The present study found that MIS patients with AF came to the hospital sooner after onset and underwent more RT than those without AF. In the AF group, although the difference in the frequency of an excellent outcome (mRS = 0–1) between RT and SMT was not significant, RT significantly increased the ratio of mRS = 0 compared to SMT.

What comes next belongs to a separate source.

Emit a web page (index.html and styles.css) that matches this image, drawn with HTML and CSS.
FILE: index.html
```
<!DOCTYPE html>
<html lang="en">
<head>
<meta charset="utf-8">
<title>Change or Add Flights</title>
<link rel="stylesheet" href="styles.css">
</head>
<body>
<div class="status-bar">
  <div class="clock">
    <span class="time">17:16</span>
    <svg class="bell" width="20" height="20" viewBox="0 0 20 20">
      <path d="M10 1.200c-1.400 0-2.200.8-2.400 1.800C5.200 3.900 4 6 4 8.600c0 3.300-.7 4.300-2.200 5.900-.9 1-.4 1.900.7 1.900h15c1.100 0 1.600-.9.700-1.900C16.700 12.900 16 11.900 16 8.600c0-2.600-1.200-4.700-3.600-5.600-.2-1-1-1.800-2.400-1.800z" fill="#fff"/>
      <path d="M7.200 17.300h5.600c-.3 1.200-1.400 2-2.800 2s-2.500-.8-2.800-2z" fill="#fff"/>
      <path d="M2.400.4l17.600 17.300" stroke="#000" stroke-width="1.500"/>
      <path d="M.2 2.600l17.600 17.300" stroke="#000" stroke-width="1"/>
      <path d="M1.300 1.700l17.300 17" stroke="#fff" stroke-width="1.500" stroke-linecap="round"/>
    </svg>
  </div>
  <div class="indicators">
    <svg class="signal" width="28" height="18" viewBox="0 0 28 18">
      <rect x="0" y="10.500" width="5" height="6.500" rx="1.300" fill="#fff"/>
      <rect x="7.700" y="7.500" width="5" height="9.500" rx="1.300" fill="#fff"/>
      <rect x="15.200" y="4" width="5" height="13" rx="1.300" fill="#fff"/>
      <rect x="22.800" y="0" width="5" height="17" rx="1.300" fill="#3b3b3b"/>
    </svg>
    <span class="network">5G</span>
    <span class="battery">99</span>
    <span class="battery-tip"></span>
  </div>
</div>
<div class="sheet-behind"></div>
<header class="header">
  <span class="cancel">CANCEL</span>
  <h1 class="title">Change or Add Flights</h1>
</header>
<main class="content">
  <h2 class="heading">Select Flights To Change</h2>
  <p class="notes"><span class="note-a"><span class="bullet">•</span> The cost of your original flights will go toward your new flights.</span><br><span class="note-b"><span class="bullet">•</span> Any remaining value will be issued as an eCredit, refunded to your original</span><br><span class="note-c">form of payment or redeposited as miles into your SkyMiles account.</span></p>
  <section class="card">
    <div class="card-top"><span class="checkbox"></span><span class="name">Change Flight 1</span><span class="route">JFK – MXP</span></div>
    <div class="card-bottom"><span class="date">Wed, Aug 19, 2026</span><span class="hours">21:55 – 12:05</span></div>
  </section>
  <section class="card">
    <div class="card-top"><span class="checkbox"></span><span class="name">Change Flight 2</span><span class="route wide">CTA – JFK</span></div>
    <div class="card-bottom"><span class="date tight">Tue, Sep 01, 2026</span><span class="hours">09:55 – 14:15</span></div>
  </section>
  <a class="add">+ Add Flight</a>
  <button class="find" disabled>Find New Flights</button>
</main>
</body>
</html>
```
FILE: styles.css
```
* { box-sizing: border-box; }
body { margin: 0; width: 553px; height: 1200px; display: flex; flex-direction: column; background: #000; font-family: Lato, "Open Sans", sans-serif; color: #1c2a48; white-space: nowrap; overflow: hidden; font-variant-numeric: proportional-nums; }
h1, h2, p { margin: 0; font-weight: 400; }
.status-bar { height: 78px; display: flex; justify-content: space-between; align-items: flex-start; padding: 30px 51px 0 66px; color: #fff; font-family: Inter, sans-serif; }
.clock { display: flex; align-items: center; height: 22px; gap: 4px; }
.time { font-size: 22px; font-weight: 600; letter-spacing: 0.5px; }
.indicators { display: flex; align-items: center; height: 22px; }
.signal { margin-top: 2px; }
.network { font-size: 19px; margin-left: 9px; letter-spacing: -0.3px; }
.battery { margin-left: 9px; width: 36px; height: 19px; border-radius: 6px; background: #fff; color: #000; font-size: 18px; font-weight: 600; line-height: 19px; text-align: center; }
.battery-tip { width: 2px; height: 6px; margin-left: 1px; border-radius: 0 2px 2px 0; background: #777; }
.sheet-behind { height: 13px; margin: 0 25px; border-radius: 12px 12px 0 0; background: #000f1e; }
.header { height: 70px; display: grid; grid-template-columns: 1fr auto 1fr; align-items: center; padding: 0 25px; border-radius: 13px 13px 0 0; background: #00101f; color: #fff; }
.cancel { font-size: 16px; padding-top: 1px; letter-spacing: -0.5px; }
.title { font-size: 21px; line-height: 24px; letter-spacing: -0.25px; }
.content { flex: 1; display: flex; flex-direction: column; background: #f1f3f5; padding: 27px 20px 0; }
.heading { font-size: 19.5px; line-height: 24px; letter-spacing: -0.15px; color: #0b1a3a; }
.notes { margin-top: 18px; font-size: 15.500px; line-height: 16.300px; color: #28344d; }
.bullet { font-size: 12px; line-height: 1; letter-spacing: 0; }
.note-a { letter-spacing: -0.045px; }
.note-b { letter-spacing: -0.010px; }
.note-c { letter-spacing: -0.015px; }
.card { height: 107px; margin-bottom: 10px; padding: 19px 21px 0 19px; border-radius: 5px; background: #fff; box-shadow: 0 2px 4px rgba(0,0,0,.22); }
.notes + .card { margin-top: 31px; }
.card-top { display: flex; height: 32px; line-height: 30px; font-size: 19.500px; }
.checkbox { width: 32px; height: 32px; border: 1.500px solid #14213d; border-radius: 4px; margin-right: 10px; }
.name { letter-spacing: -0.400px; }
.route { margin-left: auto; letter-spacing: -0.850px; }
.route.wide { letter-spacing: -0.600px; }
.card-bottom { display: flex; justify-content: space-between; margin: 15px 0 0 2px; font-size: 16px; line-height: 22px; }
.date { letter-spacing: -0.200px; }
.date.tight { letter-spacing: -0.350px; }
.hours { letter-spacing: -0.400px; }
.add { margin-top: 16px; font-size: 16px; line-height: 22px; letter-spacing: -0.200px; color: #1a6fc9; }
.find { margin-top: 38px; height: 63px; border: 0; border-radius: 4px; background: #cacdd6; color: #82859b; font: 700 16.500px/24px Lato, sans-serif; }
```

Refining therapeutic strategy for MIS is very important, considering the high proportion of cases [8] and unsatisfactory outcomes [16]. For AIS patients, the present guidelines strongly recommend the use of RTs under certain conditions [7]. However, a meta-analysis could not find significant superiority of iv rt-PA over the control group in AIS patients with NIHSS scores ≤ 5 [10]. In cases of stroke patients with large vessel occlusion, a meta-analysis did not show significant superiority of combined iv rt-PA + EVT therapy over iv rt-PA therapy for AIS patients with NIHSS scores ≤ 10 [4]. From these studies, it was thought that not all MIS patients, defined as NIHSS score ≤ 5, benefited from RT. A recent study combining two cohorts reported that MIS patients with stroke subtype of large artery atherosclerosis might benefit more from iv rt-PA therapy [17]. In terms of ischemic stroke with AF, it was reported that AF had a significant negative impact on morbidity and mortality in all ischemic stroke [18] and minor stroke, defined as NIHSS score ≤ 3 [19]. In the above-mentioned report [17], the benefit of iv rt-PA therapy in patients with cardioembolism was not demonstrated; however, the number of AF patients in rt-PA and non-rt-PA groups (10 and 21) was too small to evaluate the effectiveness. Therefore, I believe that the present study targeting MIS patients with AF is of significance.

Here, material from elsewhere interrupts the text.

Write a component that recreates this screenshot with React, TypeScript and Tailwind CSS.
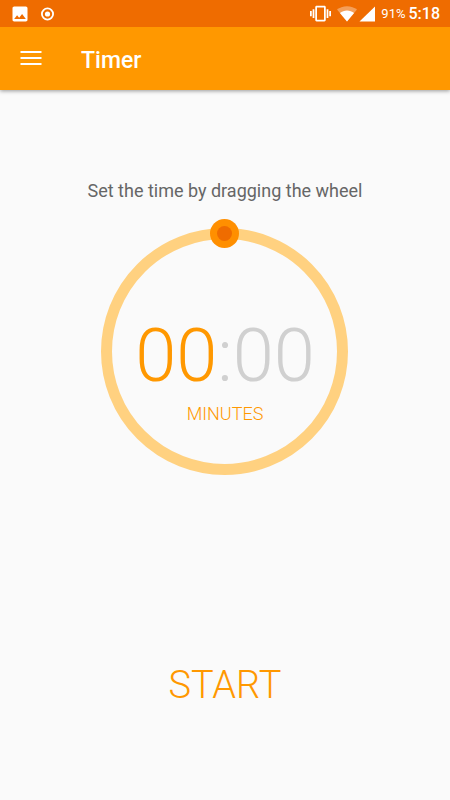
import { useState } from "react";
import { MdImage, MdVibration } from "react-icons/md";

const CIRCUMFERENCE = 2 * Math.PI * 118;

function StatusBar() {
  return (
    <div className="relative z-10 flex h-[27px] items-center justify-between bg-[#ef6c00] px-[10px] text-white">
      <div className="flex items-center gap-[10px]">
        <MdImage className="size-5" />
        <svg viewBox="0 0 14 14" className="size-[14px]" aria-hidden="true">
          <circle cx="7.5" cy="7" r="5.6" fill="none" stroke="currentColor" strokeWidth="1.8" />
          <circle cx="7.5" cy="7" r="2.6" fill="currentColor" />
        </svg>
      </div>
      <div className="flex items-center">
        <MdVibration className="size-[21px]" />
        <svg viewBox="0 0 20 16" className="ml-[6px] h-4 w-5" aria-hidden="true">
          <path d="M10 15.5 0 3.6C2.6 1.5 6 .2 10 .2s7.4 1.3 10 3.4z" fill="currentColor" opacity=".35" />
          <path d="M10 15.5 2.9 7C4.9 5.4 7.3 4.5 10 4.5s5.1.9 7.1 2.5z" fill="currentColor" />
        </svg>
        <svg viewBox="0 0 16 16" className="ml-[2px] size-4" aria-hidden="true">
          <path d="M16 .5v15H.5z" fill="currentColor" />
        </svg>
        <span className="ml-[6px] text-[13px]">91%</span>
        <span className="ml-[3px] text-[16px] font-medium">5:18</span>
      </div>
    </div>
  );
}

function Wheel({ minutes, onChange }: { minutes: number; onChange: (value: number) => void }) {
  const progress = minutes / 60;

  return (
    <div className="relative mt-4 size-[265px]">
      <svg viewBox="0 0 265 265" className="size-full overflow-visible" aria-hidden="true">
        <g transform="translate(131.5 132.5)">
          <circle r="118" fill="none" stroke="#ffd180" strokeWidth="11" />
          {minutes > 0 && (
            <circle
              r="118"
              fill="none"
              stroke="#ff9800"
              strokeWidth="11"
              strokeDasharray={`${progress * CIRCUMFERENCE} ${CIRCUMFERENCE}`}
              transform="rotate(-90)"
            />
          )}
          <g transform={`rotate(${progress * 360})`}>
            <circle cy="-118" r="14.5" fill="#ff8f00" />
            <circle cy="-118" r="7.5" fill="#ef6c00" />
          </g>
        </g>
      </svg>
      <div className="absolute inset-0 flex flex-col items-center pt-[94px]">
        <div className="text-[74px] leading-[86px] font-light text-[#d0d0d0]">
          <span className="text-[#ff9800]">{String(minutes).padStart(2, "0")}</span>:00
        </div>
        <div className="mt-[5px] text-[18px] leading-5 font-light text-[#ff9800]">MINUTES</div>
      </div>
      <input
        id="minutes"
        type="range"
        min={0}
        max={59}
        value={minutes}
        onChange={(e) => onChange(Number(e.target.value))}
        className="absolute inset-0 size-full cursor-pointer opacity-0"
      />
    </div>
  );
}

export default function App() {
  const [minutes, setMinutes] = useState(0);

  return (
    <div className="flex min-h-dvh flex-col bg-[#fafafa] font-[Roboto,sans-serif]">
      <StatusBar />
      <header className="flex h-[63px] items-center bg-[#ff9800] pl-5 text-white shadow-[0_1px_4px_rgba(0,0,0,0.4)]">
        <button type="button" aria-label="Menu">
          <svg viewBox="0 0 22 15" className="h-[15px] w-[22px]" aria-hidden="true">
            <path d="M.5 0h21v2H.5zM.5 6h21v2H.5zM.5 12h21v2H.5z" fill="currentColor" />
          </svg>
        </button>
        <h1 className="ml-[39px] pt-[6px] text-[23px] font-medium">Timer</h1>
      </header>

      <main className="flex flex-1 flex-col items-center pt-[89px] pb-[91px]">
        <label htmlFor="minutes" className="text-[18px] leading-6 text-[#666666]">
          Set the time by dragging the wheel
        </label>
        <Wheel minutes={minutes} onChange={setMinutes} />
        <button
          type="button"
          className="mt-auto text-[38px] leading-[48px] font-light text-[#ff9800]"
        >
          START
        </button>
      </main>
    </div>
  );
}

The present study also showed significant higher mortality and a tendency of lower frequency of an excellent outcome among MIS patients with AF than among those without AF. The frequency of AF in MIS patients is not uncommon. Our study showed a frequency of 15.2%, which was comparable to 12.3%, as reported by a registry study in Korea [12]. We observed that MIS patients with AF underwent more RT than those without AF, probably because they come to the hospital sooner after onset. The difference in frequency of an excellent outcome between RT and SMT groups was not significant, while RT significantly increased the frequency of mRS = 0 compared to SMT, suggesting that MIS patients with AF could be good candidates for RT.

There were several limitations to the present study. This was a retrospective study conducted in a single hospital over 13 years, during which therapy for AIS, especially EVT, evolved constantly with time. Despite such a long-term registry, the number of MIS patients who received RT was small, and the clinical characteristics of the AF-RT group were very different at some points from the AF-SMT group before PSM. Because many patients received SMT, extracting matched patients to those with RT was accomplished. At present, we have not been able to obtain sufficient therapeutic decision-making evidence for MIS patients from previous studies. Despite these limitations, however, the results from the present study are clinically relevant.

Conclusion

The present study suggests that RT compares favorably with SMT for MIS patients with AF; however, this should be examined through further studies using new thrombotic agents and devices for EVT.